After nearly a year in orbit above the Earth on the International Space Station, astronaut Scott Kelly experienced extensive physiological changes, according to a study published today (April 11) in Science. Among them: gene expression, telomere length, cognitive performance, microbiome composition, retina thickness, and metabolite production.
For the most part, the alterations reversed within six months of Kelly coming back to Earth. “I think it’s reassuring to know that when you come back things will largely be back to the same,” coauthor Michael Synder, the director of the Stanford Center for Genomics and Personalized Medicine, said at a press conference, according to Gizmodo.
However, a number of changes remained. Among the genes with altered activity, 9 percent remained abnormal. Kelly also experienced lengthened telomeres while in space, which shrunk quickly once he came back to Earth, but some telomeres overshot...
It’s unclear what significance these lasting effects will have on the astronaut. More troubling are the cognitive effects observed in the study. “He got slower and less accurate on virtually all of the tests,” coauthor Mathias Basner of the University of Pennsylvania tells The New York Times.
It’s also impossible to say whether Kelly’s time in space is responsible for the changes documented in the study. For instance, Kelly had a demanding public-appearance schedule once he ended his flight and “basically retired the moment he hit the ground, and so perhaps he just wasn’t as motivated any longer,” possibly accounting for the lower mental performance, Basner says to the Times.

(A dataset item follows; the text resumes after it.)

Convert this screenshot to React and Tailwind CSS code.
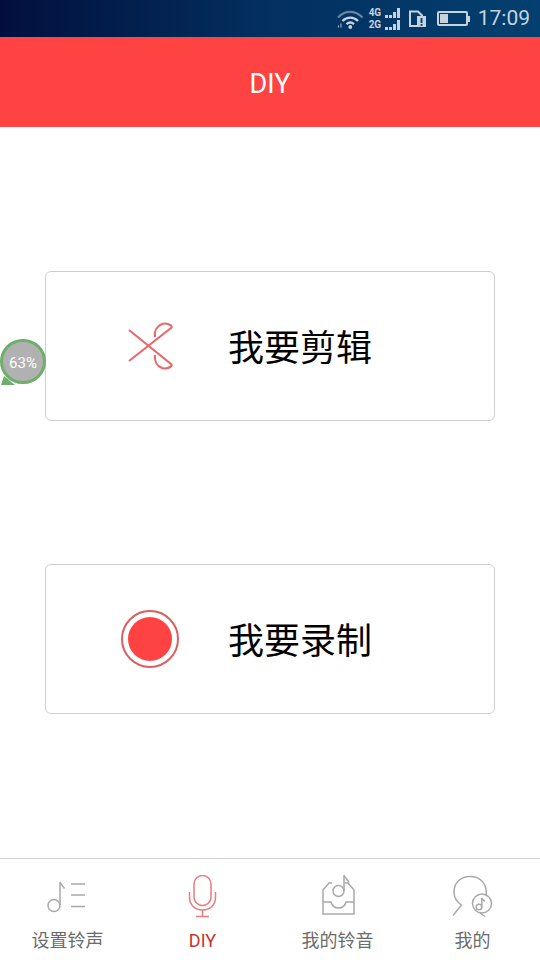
import React from 'react';

const font = { sans: 'font-["Roboto","Noto_Sans_CJK_SC",sans-serif]' };

const SignalRow = ({ label }) => (
  <div className="flex items-end h-[11px]">
    <span className="text-[10px] leading-[10px] font-bold w-[17px] tracking-[-0.3px]">{label}</span>
    <div className="flex items-end gap-[1.500px]">
      <span className="w-[2.500px] h-[3px] bg-current" />
      <span className="w-[2.500px] h-[3px] bg-current" />
      <span className="w-[2.500px] h-[6px] bg-current" />
      <span className="w-[2.500px] h-[10px] bg-current" />
    </div>
  </div>
);

const StatusBar = () => (
  <div className="h-[37px] shrink-0 flex items-center justify-end bg-gradient-to-r from-[#020f3e] via-[#03305f] to-[#03406f] text-[#c5d3de]">
    {/* wifi */}
    <svg width="28" height="20" viewBox="0 0 28 20" fill="none" stroke="currentColor" className="mt-[1px]">
      <path d="M2 8.500C9 1 19 1 26.500 8.500" strokeWidth="2.200" opacity="0.5" />
      <path d="M6.500 12C11 7.500 17.500 7.500 22 12" strokeWidth="2.400" />
      <path d="M10.500 15.200C13 13 15.500 13 18 15.200" strokeWidth="2.400" />
      <circle cx="14.300" cy="18" r="1.900" fill="currentColor" stroke="none" />
      <path d="M2.500 16.500v2M5 14.500v4" strokeWidth="1.200" opacity="0.8" />
    </svg>
    <div className="ml-[5px] w-[31px] flex flex-col gap-[1px] mt-[-1px]">
      <SignalRow label="4G" />
      <SignalRow label="2G" />
    </div>
    {/* sim */}
    <svg width="18" height="18" viewBox="0 0 18 18" className="ml-[9px]">
      <path d="M1 1.500h8l4 4V16H1z" fill="none" stroke="currentColor" strokeWidth="2" />
      <rect x="8" y="6" width="9" height="11" fill="currentColor" />
      <rect x="11.600" y="8" width="1.800" height="5" fill="#03376a" />
      <rect x="11.600" y="14" width="1.800" height="1.800" fill="#03376a" />
    </svg>
    {/* battery */}
    <div className="ml-[10px] flex items-center">
      <div className="w-[31px] h-[15px] border-2 border-current rounded-[2px] p-[1px]">
        <div className="w-[8px] h-full bg-current" />
      </div>
      <div className="w-[2px] h-[6px] bg-current" />
    </div>
    <span className="ml-[8px] mr-[10px] text-[21px] leading-none text-[#c5d3de]">17:09</span>
  </div>
);

const NavNote = () => (
  <svg width="44" height="44" viewBox="0 0 44 44" fill="none" stroke="#a9a9a9" strokeWidth="1.500">
    <circle cx="8" cy="30.500" r="6" />
    <path d="M14 30V7c1 3 3 4 4.500 6.500" />
    <path d="M25 9h14M25 20h14M25 31.500h14" />
  </svg>
);

const NavMic = () => (
  <svg width="44" height="44" viewBox="0 0 44 44" fill="none" stroke="#ea7a7c" strokeWidth="1.500">
    <rect x="13" y="0.500" width="17" height="30" rx="8.500" />
    <path d="M8.500 17v5c0 8 5.500 13 13 13s13-5 13-13v-5" />
    <path d="M21.500 35v6.500M15 41.500h13" />
  </svg>
);

const NavBox = () => (
  <svg width="44" height="44" viewBox="0 0 44 44" fill="none" stroke="#a9a9a9" strokeWidth="1.500">
    <path d="M16 8h-3l-6 7v24h31V15l-6-7h-3" />
    <path d="M7 27h8c1 4 3.500 6 7.500 6s6.500-2 7.500-6h8" />
    <circle cx="22.500" cy="16" r="5.500" />
    <path d="M28 16V0c1 3.500 3.500 4 5 7.500" />
  </svg>
);

const NavUser = () => (
  <svg width="44" height="44" viewBox="0 0 44 44" fill="none" stroke="#a9a9a9" strokeWidth="1.500">
    <path d="M35 21C37 10 30 1.500 19 1.500 9 1.500 3 8.500 3 17c0 6 3 10 7.500 13L2 40.500" />
    <path d="M29 38l5 3.500" />
    <circle cx="31" cy="28.500" r="9.500" />
    <circle cx="28" cy="32" r="2.800" />
    <path d="M30.800 32V23c.7 1.500 2 2.200 3 3.500" />
  </svg>
);

const tabs = [
  { label: '设置铃声', Icon: NavNote },
  { label: 'DIY', Icon: NavMic, active: true },
  { label: '我的铃音', Icon: NavBox },
  { label: '我的', Icon: NavUser },
];

const ActionCard = ({ icon, label }) => (
  <div className="h-[150px] rounded-[6px] border border-[#cfcfcf] bg-white flex items-center">
    <div className="w-[182px] pl-[75px] shrink-0 flex">{icon}</div>
    <span className="mt-[6px] text-[36px] leading-none text-black">{label}</span>
  </div>
);

export default function App() {
  return (
    <div className={`relative w-[540px] h-[960px] bg-white overflow-hidden flex flex-col ${font.sans}`}>
      <StatusBar />

      <div className="h-[90px] shrink-0 bg-[#ff4343] flex items-center justify-center pt-[5px] text-white text-[27px]">
        DIY
      </div>

      <div className="flex-1 px-[45px] pt-[144px] flex flex-col gap-[143px]">
        <ActionCard
          label="我要剪辑"
          icon={
            <svg width="58" height="60" viewBox="0 0 58 60" fill="none" stroke="#e86a6c" strokeWidth="2.200">
              <path d="M8 14L50 48c1 1 1 1.500 0 2.500-3 2-6 2.500-9 1.500-5-2-8-7-7-13" />
              <path d="M8 45L50 12c1-1 1-1.500 0-2.500-3-2-6-2.500-9-1.500-5 2-8 7-7 13" />
            </svg>
          }
        />
        <ActionCard
          label="我要录制"
          icon={
            <div className="w-[58px] h-[58px] rounded-full border-2 border-[#d9605f] flex items-center justify-center">
              <div className="w-[44px] h-[44px] rounded-full bg-[#ff4343]" />
            </div>
          }
        />
      </div>

      <div className="h-[102px] shrink-0 border-t border-[#cfcfcf] grid grid-cols-[135px_135px_135px_135px] pt-[16px]">
        {tabs.map(({ label, Icon, active }) => (
          <div key={label} className="flex flex-col items-center">
            <Icon />
            <span className={`mt-[10px] text-[18px] leading-[24px] ${active ? 'text-[#c9322f]' : 'text-[#6b6b6b]'}`}>
              {label}
            </span>
          </div>
        ))}
      </div>

      {/* floating speed bubble */}
      <svg width="16" height="10" viewBox="0 0 16 10" className="absolute left-0 top-[376px]">
        <path d="M4 0L1 9h14z" fill="#6fae6c" />
      </svg>
      <div className="absolute left-0 top-[339px] w-[46px] h-[45px] rounded-full border-[3px] border-[#6fae6c] bg-[#b1b1b1] flex items-center justify-center pt-[3px] text-white text-[15px]">
        63%
      </div>
    </div>
  );
}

On the other hand, there are some clues that space might be responsible for certain physiological insults. The researchers compared data collected from Scott Kelly to his twin brother Mark, who was Earthbound during the study. Before the space flight, the brothers had similar levels of a particular type of DNA damage; afterward, Scott ended up with more. “You really have to worry about the risk of cancer and things like that that are going to be associated with these kinds of mutations,” Dan Arking, a professor at Johns Hopkins Medicine who was not part of the study tells The Verge.